Search the data below for the word "index" and copy each line that holds it.

• _Data excerpt_:
--------
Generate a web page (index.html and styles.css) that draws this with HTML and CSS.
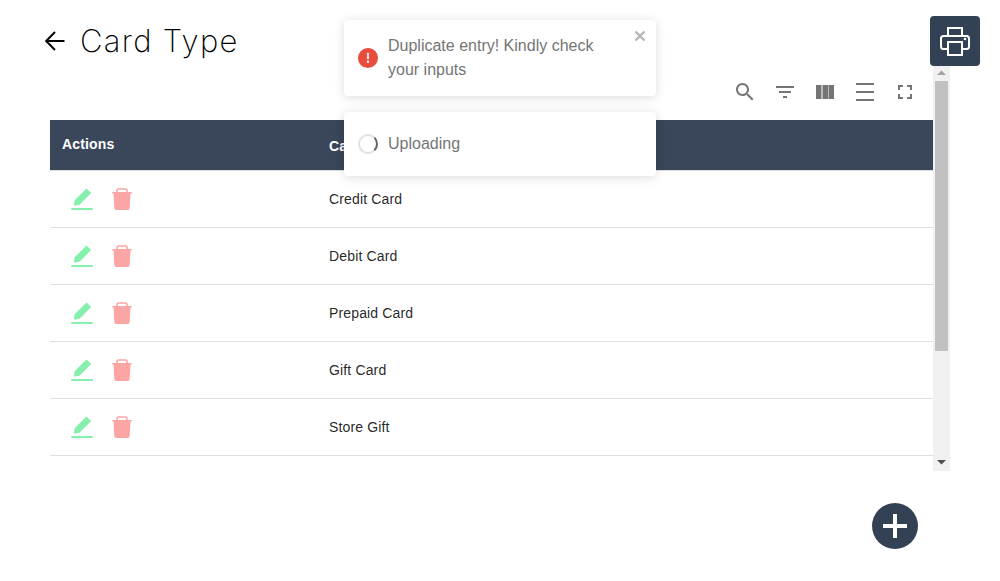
FILE: index.html
```html
<!DOCTYPE html>
<html lang="en">
<head>
<meta charset="utf-8">
<title>Card Type</title>
<link rel="stylesheet" href="styles.css">
</head>
<body>
<header class="page-header">
  <div class="heading">
    <svg class="back" viewBox="0 0 20 20"><path d="M19.500 10H1.500M10 1L1.200 10L10 19" fill="none" stroke="#000" stroke-width="1.900"/></svg>
    <h1 class="title">Card Type</h1>
  </div>
  <button class="print" aria-label="Print">
    <svg viewBox="0 0 30 30" fill="none" stroke="#fff" stroke-width="2"><path d="M8 9V2h14v7M8 23H3.500Q1 23 1 20.500V12.500Q1 10 3.500 10H26.500Q29 10 29 12.500V20.500Q29 23 26.500 23H22M8 16h14V29H8z"/><circle cx="25" cy="13" r="1.300" fill="#fff" stroke="none"/></svg>
  </button>
</header>

<main class="panel">
  <div class="content">
    <div class="toolbar">
      <svg viewBox="0 0 24 24"><path d="M15.500 14h-.79l-.28-.27C15.410 12.590 16 11.110 16 9.500 16 5.910 13.090 3 9.500 3S3 5.910 3 9.500 5.910 16 9.500 16c1.610 0 3.090-.59 4.230-1.570l.27.28v.79l5 4.990L20.490 19l-4.990-5zm-6 0C7.010 14 5 11.990 5 9.500S7.010 5 9.500 5 14 7.010 14 9.500 11.990 14 9.500 14z"/></svg>
      <svg viewBox="0 0 24 24"><path d="M10 18h4v-2h-4v2zM3 6v2h18V6H3zm3 7h12v-2H6v2z"/></svg>
      <svg viewBox="0 0 24 24"><path d="M3 5h5v14H3zM10 5h5v14h-5zM16 5h5v14h-5z"/><path d="M8 5h2v14H8zM15 5h1v14h-1z" opacity=".5"/></svg>
      <svg viewBox="0 0 24 24"><path d="M3 3h18v2H3zM3 11h18v2H3zM3 19h18v2H3z"/></svg>
      <svg viewBox="0 0 24 24"><path d="M7 14H5v5h5v-2H7v-3zm-2-4h2V7h3V5H5v5zm12 7h-3v2h5v-5h-2v3zM14 5v2h3v3h2V5h-5z"/></svg>
    </div>
    <div class="row head"><div class="actions-label">Actions</div><div class="name-label">Card Type</div></div>
    <div class="row"><div class="actions"><svg class="edit"><use href="#edit"/></svg><svg class="trash"><use href="#trash"/></svg></div><div class="name">Credit Card</div></div>
    <div class="row"><div class="actions"><svg class="edit"><use href="#edit"/></svg><svg class="trash"><use href="#trash"/></svg></div><div class="name">Debit Card</div></div>
    <div class="row"><div class="actions"><svg class="edit"><use href="#edit"/></svg><svg class="trash"><use href="#trash"/></svg></div><div class="name">Prepaid Card</div></div>
    <div class="row"><div class="actions"><svg class="edit"><use href="#edit"/></svg><svg class="trash"><use href="#trash"/></svg></div><div class="name">Gift Card</div></div>
    <div class="row"><div class="actions"><svg class="edit"><use href="#edit"/></svg><svg class="trash"><use href="#trash"/></svg></div><div class="name">Store Gift</div></div>
  </div>
  <div class="scrollbar">
    <svg class="arrow" viewBox="0 0 17 15"><path d="M4 9h9L8.500 4.500z" fill="#a3a3a3"/></svg>
    <div class="thumb"></div>
    <svg class="arrow down" viewBox="0 0 17 17"><path d="M4 6h9L8.500 10.500z" fill="#505050"/></svg>
  </div>
</main>

<footer class="footer">
  <button class="add" aria-label="Add">
    <svg viewBox="0 0 46 46"><path d="M21 11h4v10h10v4H25v10h-4V25H11v-4h10z" fill="#fff"/></svg>
  </button>
</footer>

<div class="toasts">
  <div class="toast error">
    <svg class="error-icon" viewBox="0 0 24 24"><path d="M11.983 0a12.206 12.206 0 00-8.510 3.653A11.800 11.800 0 000 12.207 11.779 11.779 0 0011.800 24h.214A12.111 12.111 0 0024 11.791 11.766 11.766 0 0011.983 0zM10.500 16.542a1.476 1.476 0 011.449-1.530h.027a1.527 1.527 0 011.523 1.470 1.475 1.475 0 01-1.449 1.530h-.027a1.529 1.529 0 01-1.523-1.470zM11 12.500v-6a1 1 0 012 0v6a1 1 0 11-2 0z" fill="#e74c3c"/></svg>
    <div class="message">Duplicate entry! Kindly check your inputs</div>
    <svg class="close" viewBox="0 0 12 12"><path d="M1.500 1.500l9 9M10.500 1.500l-9 9" stroke="#b3b3b3" stroke-width="2.200"/></svg>
  </div>
  <div class="toast">
    <div class="spinner"></div>
    <div class="message">Uploading</div>
  </div>
</div>

<svg class="symbols">
  <symbol id="edit" viewBox="0 0 22 22"><path d="M3 17L3.600 12.300L15.500 .4L20.200 5L8.500 16.700L4 17.600Q3 17.800 3 17zM1 20h20q1 0 1 1t-1 1H1q-1 0-1-1t1-1z" fill="#86efac"/></symbol>
  <symbol id="trash" viewBox="0 0 20 22"><path d="M5 4.500V2.500Q5 1 6.500 1h7q1.500 0 1.500 1.500v2" fill="none" stroke="#fca5a5" stroke-width="1.600"/><path d="M1 4h18q1 0 1 .800t-1 .800h-.500L17.700 20q-.100 2-2 2H4.300q-1.900 0-2-2L1.500 5.600H1q-1 0-1-.800T1 4z" fill="#fca5a5"/></symbol>
</svg>
</body>
</html>
```

FILE: styles.css
```css
* { box-sizing: border-box; }
body {
  margin: 0;
  height: 581px;
  overflow: hidden;
  background: #fff;
  font-family: "Liberation Sans", Arial, sans-serif;
}
svg { display: block; flex: none; }
button { border: 0; padding: 0; }
.page-header {
  display: flex;
  justify-content: space-between;
  height: 66px;
  padding: 16px 20px 0 45px;
}
.heading { display: flex; align-items: center; gap: 15px; }
.back { width: 20px; height: 20px; }
.title {
  margin: 0;
  font-family: Inter, "Open Sans", sans-serif;
  font-size: 31px;
  font-weight: 200;
  letter-spacing: 1.3px;
  line-height: 40px;
  color: #000;
}
.print {
  display: grid;
  place-items: center;
  width: 50px;
  height: 50px;
  border-radius: 4px;
  background: #334155;
}
.print svg { width: 30px; height: 30px; }
.panel { display: flex; width: 900px; height: 405px; margin-left: 50px; }
.content { width: 883px; }
.toolbar {
  display: flex;
  justify-content: flex-end;
  gap: 16px;
  height: 54px;
  padding: 14px 16px 0 0;
}
.toolbar svg { width: 24px; height: 24px; fill: #757575; }
.row {
  display: grid;
  grid-template-columns: 267px 1fr;
  align-items: center;
  height: 57px;
  border-bottom: 1px solid #e0e0e0;
  font-size: 14px;
  color: rgba(0, 0, 0, .87);
}
.head {
  height: 51px;
  background: #3a475a;
  background-clip: padding-box;
  color: #fff;
  font-weight: 700;
  letter-spacing: .15px;
}
.actions-label { padding: 0 0 2px 12px; }
.name-label { padding: 2px 0 0 12px; }
.name { padding-left: 12px; letter-spacing: .15px; }
.actions { display: flex; align-items: center; gap: 19px; padding-left: 21px; }
.edit { width: 22px; height: 22px; }
.trash { width: 20px; height: 22px; }
.scrollbar { display: flex; flex-direction: column; width: 17px; background: #f1f1f1; }
.arrow { width: 17px; height: 15px; }
.arrow.down { height: 17px; margin-top: auto; }
.thumb { width: 13px; height: 270px; margin-left: 2px; background: #c1c1c1; }
.footer { display: flex; justify-content: flex-end; padding: 32px 82px 0 0; }
.add { width: 46px; height: 46px; border-radius: 50%; background: #334155; }
.toasts {
  position: absolute;
  top: 20px;
  left: 344px;
  display: grid;
  gap: 16px;
  width: 312px;
}
.toast {
  display: flex;
  align-items: center;
  height: 64px;
  padding: 0 14px;
  gap: 10px;
  border-radius: 4px;
  background: #fff;
  box-shadow: 0 1px 10px rgba(0, 0, 0, .1), 0 2px 15px rgba(0, 0, 0, .05);
  color: #757575;
  font-size: 16px;
  line-height: 24px;
}
.error { height: 76px; padding-right: 10px; }
.message { flex: 1; }
.error-icon { width: 20px; height: 20px; }
.close { width: 12px; height: 12px; align-self: flex-start; margin-top: 10px; }
.spinner {
  width: 20px;
  height: 20px;
  border: 2px solid #e0e0e0;
  border-right-color: #616161;
  border-radius: 50%;
}
.symbols { position: absolute; width: 0; height: 0; }
```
--------
• _Response to this task_:
Generate a web page (index.html and styles.css) that draws this with HTML and CSS.
FILE: index.html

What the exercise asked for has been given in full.